**Data shown:**
================

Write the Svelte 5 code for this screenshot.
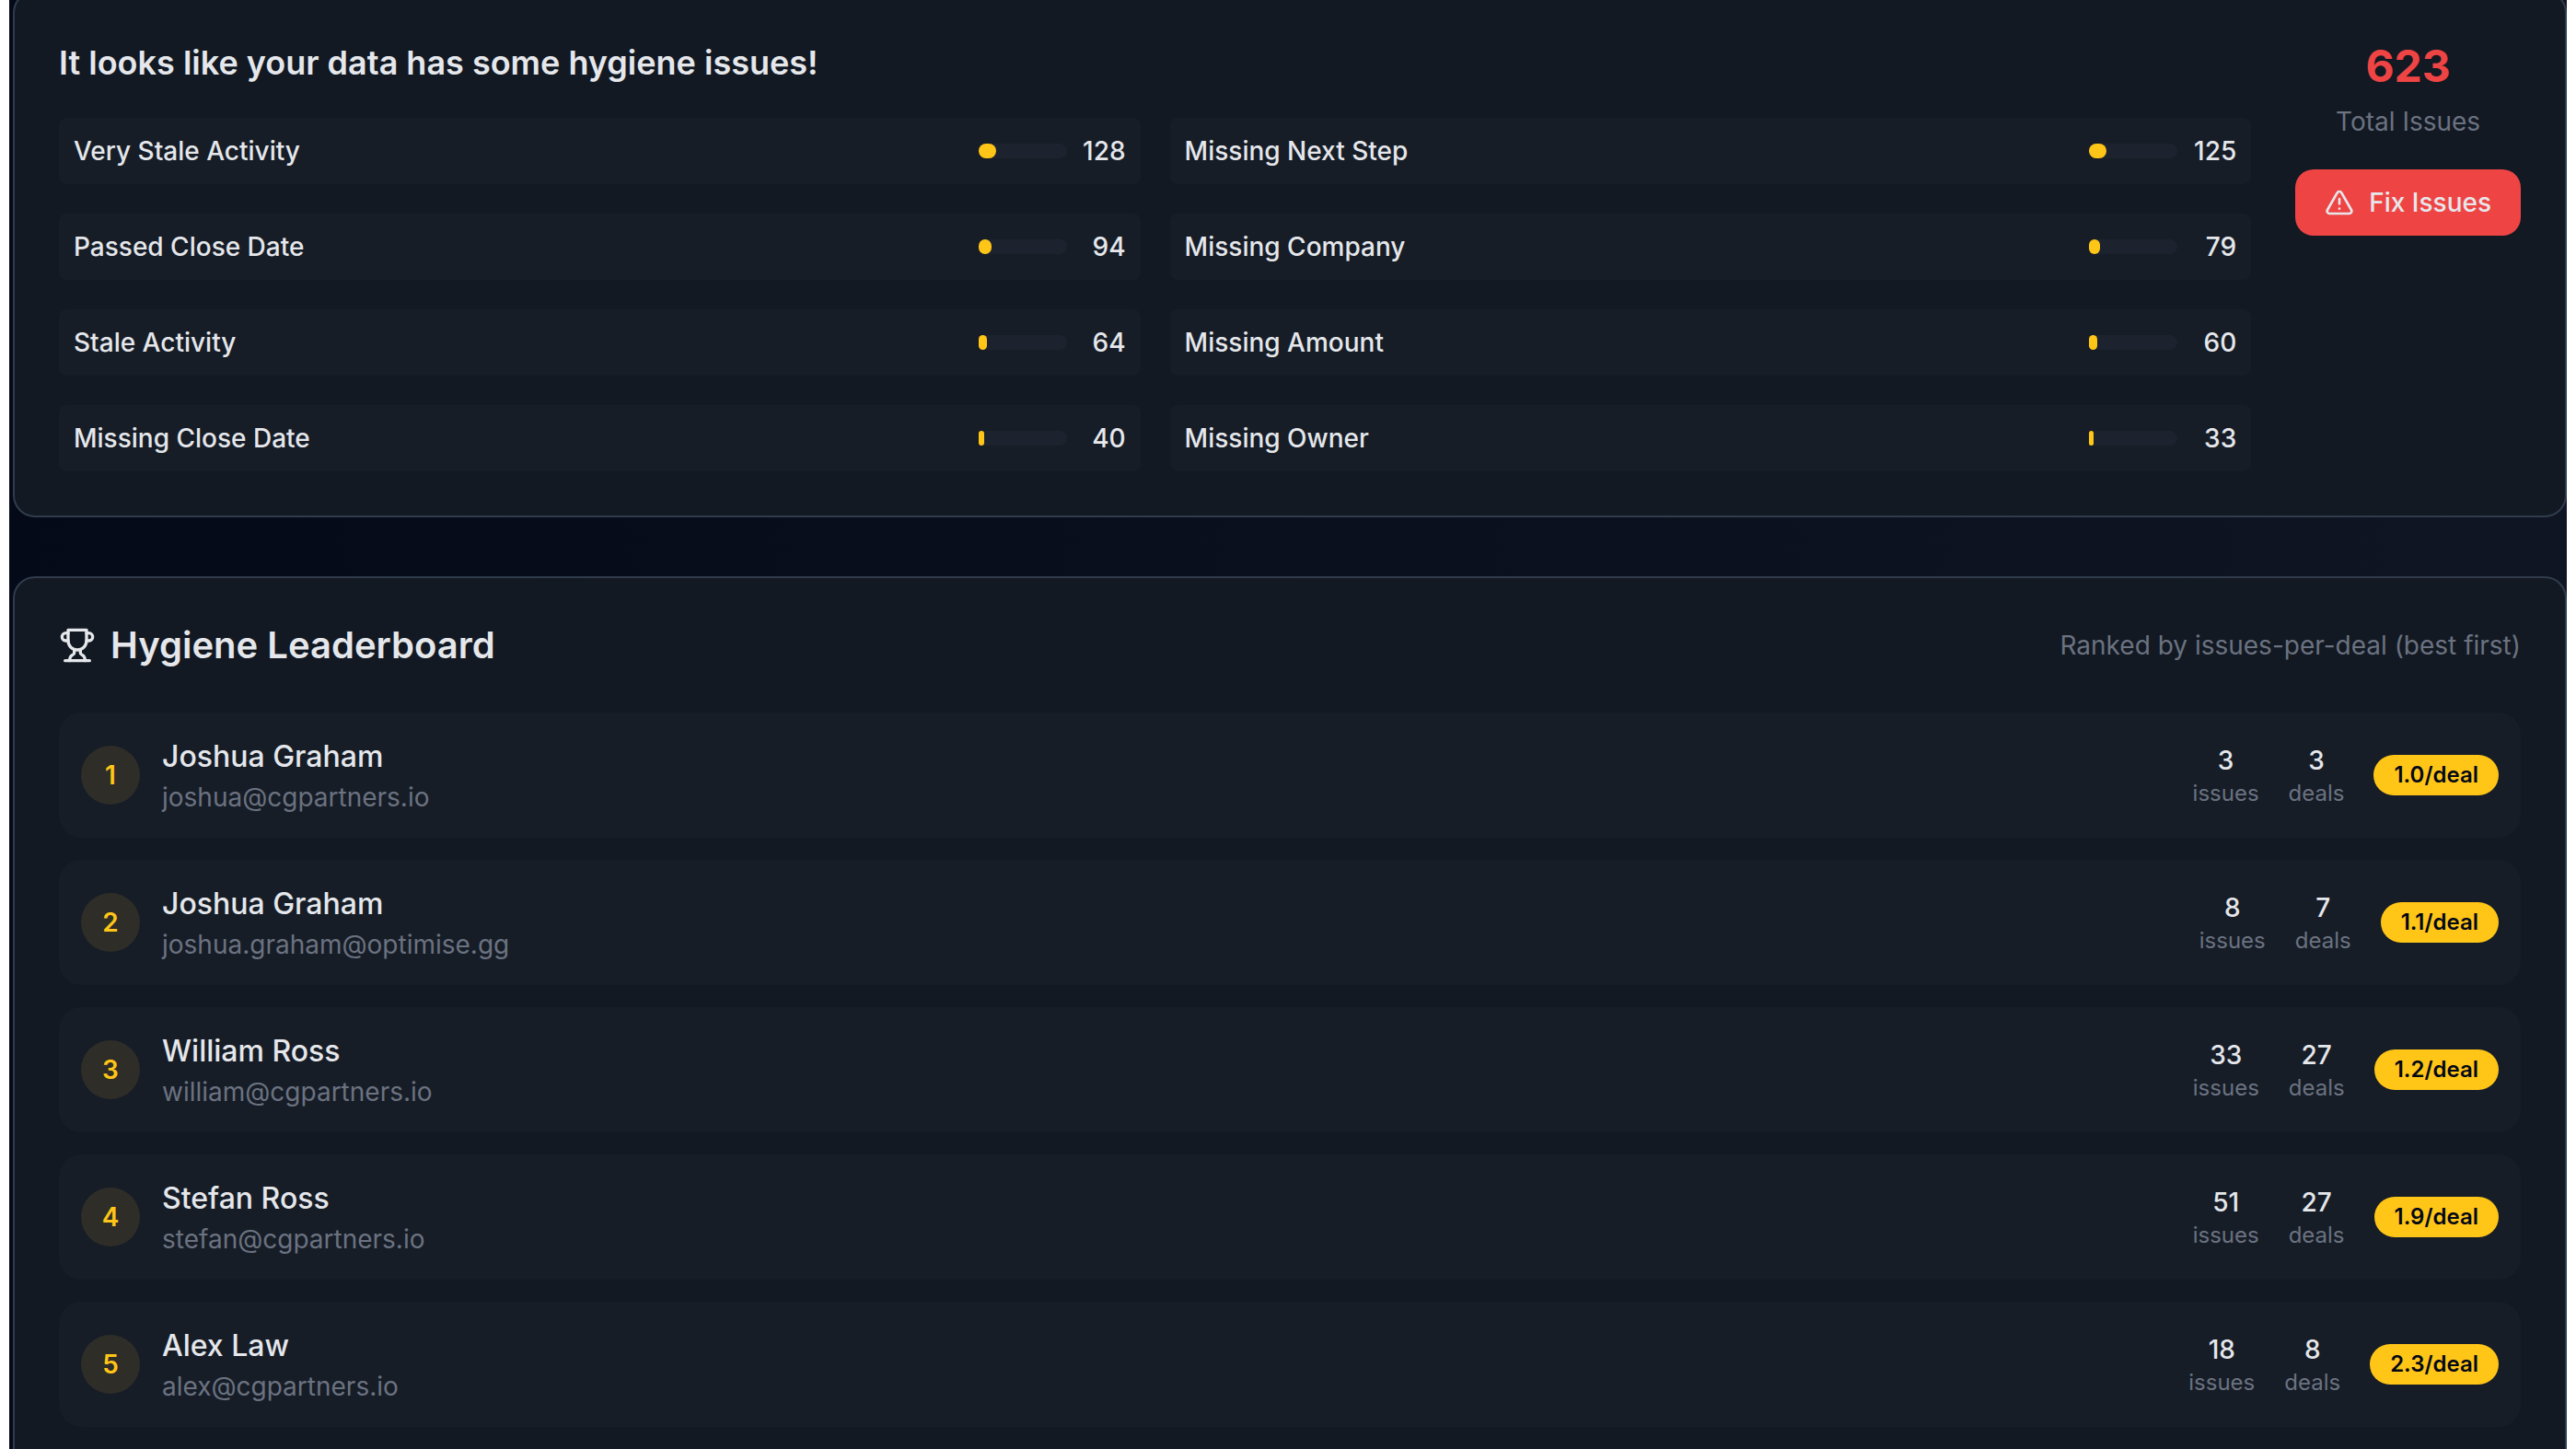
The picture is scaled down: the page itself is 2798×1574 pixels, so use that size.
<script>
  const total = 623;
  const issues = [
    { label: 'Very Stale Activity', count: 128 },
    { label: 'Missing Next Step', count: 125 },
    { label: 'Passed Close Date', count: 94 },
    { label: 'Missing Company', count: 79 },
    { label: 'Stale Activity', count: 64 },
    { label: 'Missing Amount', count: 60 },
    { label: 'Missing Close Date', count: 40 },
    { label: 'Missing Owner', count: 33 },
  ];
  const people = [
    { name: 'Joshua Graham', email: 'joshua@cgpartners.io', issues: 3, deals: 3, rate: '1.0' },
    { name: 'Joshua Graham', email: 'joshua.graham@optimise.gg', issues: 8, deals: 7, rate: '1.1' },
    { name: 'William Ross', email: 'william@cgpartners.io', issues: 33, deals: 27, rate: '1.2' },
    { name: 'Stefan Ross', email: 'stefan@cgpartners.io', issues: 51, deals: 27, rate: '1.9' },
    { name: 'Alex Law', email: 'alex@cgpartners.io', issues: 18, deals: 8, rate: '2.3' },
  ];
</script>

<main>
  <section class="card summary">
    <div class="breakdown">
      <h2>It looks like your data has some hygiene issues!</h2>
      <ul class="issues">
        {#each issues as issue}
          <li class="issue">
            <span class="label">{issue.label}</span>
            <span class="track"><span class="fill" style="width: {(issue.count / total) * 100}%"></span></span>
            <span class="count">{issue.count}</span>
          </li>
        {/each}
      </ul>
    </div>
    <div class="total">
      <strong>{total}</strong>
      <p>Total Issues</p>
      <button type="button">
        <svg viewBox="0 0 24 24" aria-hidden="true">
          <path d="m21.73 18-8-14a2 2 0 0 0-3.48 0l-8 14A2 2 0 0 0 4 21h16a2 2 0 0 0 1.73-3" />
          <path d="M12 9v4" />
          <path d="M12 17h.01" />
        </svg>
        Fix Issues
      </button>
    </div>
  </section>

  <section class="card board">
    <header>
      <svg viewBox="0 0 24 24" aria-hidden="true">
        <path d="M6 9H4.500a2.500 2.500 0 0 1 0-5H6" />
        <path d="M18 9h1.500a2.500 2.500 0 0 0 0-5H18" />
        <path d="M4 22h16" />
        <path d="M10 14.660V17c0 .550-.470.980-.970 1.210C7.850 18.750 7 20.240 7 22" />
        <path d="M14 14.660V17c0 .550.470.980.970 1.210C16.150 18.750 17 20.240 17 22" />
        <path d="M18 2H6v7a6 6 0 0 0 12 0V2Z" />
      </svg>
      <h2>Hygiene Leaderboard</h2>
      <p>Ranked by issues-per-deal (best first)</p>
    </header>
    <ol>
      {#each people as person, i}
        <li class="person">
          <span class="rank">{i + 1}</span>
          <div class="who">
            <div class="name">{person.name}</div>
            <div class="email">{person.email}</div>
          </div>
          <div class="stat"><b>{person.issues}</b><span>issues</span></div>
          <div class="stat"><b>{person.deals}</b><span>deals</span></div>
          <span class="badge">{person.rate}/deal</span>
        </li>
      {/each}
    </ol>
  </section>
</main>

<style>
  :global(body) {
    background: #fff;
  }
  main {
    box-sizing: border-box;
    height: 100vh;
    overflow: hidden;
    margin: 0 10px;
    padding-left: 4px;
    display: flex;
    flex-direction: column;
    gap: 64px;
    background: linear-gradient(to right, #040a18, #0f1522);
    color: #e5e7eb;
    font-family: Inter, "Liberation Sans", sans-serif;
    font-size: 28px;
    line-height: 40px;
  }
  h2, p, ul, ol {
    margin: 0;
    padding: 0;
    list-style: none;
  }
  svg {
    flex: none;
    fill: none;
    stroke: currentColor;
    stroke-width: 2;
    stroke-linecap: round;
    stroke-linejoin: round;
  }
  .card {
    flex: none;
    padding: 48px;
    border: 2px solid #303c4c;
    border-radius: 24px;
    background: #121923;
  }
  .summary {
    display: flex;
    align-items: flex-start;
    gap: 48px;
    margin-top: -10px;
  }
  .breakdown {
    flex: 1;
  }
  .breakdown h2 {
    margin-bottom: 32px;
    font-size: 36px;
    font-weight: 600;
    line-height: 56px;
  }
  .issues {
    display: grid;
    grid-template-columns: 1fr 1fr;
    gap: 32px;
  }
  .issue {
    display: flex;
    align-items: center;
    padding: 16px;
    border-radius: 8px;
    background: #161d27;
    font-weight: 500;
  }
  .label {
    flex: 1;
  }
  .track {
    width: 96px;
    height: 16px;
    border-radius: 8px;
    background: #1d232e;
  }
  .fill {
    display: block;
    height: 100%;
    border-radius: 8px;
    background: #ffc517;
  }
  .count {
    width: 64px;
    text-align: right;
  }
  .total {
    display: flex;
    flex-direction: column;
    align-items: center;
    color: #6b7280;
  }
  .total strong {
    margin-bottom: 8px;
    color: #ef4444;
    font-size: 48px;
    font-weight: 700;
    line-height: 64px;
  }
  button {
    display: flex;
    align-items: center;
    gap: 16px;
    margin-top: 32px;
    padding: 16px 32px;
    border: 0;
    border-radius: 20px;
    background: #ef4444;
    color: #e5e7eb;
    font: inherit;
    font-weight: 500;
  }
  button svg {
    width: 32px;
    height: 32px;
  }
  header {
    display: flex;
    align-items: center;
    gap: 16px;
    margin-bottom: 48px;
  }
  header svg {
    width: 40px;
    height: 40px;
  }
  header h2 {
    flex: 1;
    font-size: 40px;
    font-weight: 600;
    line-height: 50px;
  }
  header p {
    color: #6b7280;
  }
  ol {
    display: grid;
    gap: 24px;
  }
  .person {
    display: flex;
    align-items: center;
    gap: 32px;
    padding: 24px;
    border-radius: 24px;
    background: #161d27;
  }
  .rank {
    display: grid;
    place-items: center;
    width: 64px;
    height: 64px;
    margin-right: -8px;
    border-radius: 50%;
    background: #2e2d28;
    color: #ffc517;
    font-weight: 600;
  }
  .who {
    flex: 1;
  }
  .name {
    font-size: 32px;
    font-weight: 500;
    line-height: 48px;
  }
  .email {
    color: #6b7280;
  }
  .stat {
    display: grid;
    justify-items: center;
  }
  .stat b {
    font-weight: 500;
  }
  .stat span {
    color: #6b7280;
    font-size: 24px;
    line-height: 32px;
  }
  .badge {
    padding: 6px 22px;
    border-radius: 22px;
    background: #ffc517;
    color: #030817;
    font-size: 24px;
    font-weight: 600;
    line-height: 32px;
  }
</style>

================

**Work to do:** Copy out the lines that hold "size".

**Full response:**
The picture is scaled down: the page itself is 2798×1574 pixels, so use that size.
    font-size: 28px;
    font-size: 36px;
    font-size: 48px;
    font-size: 40px;
    font-size: 32px;
    font-size: 24px;
    font-size: 24px;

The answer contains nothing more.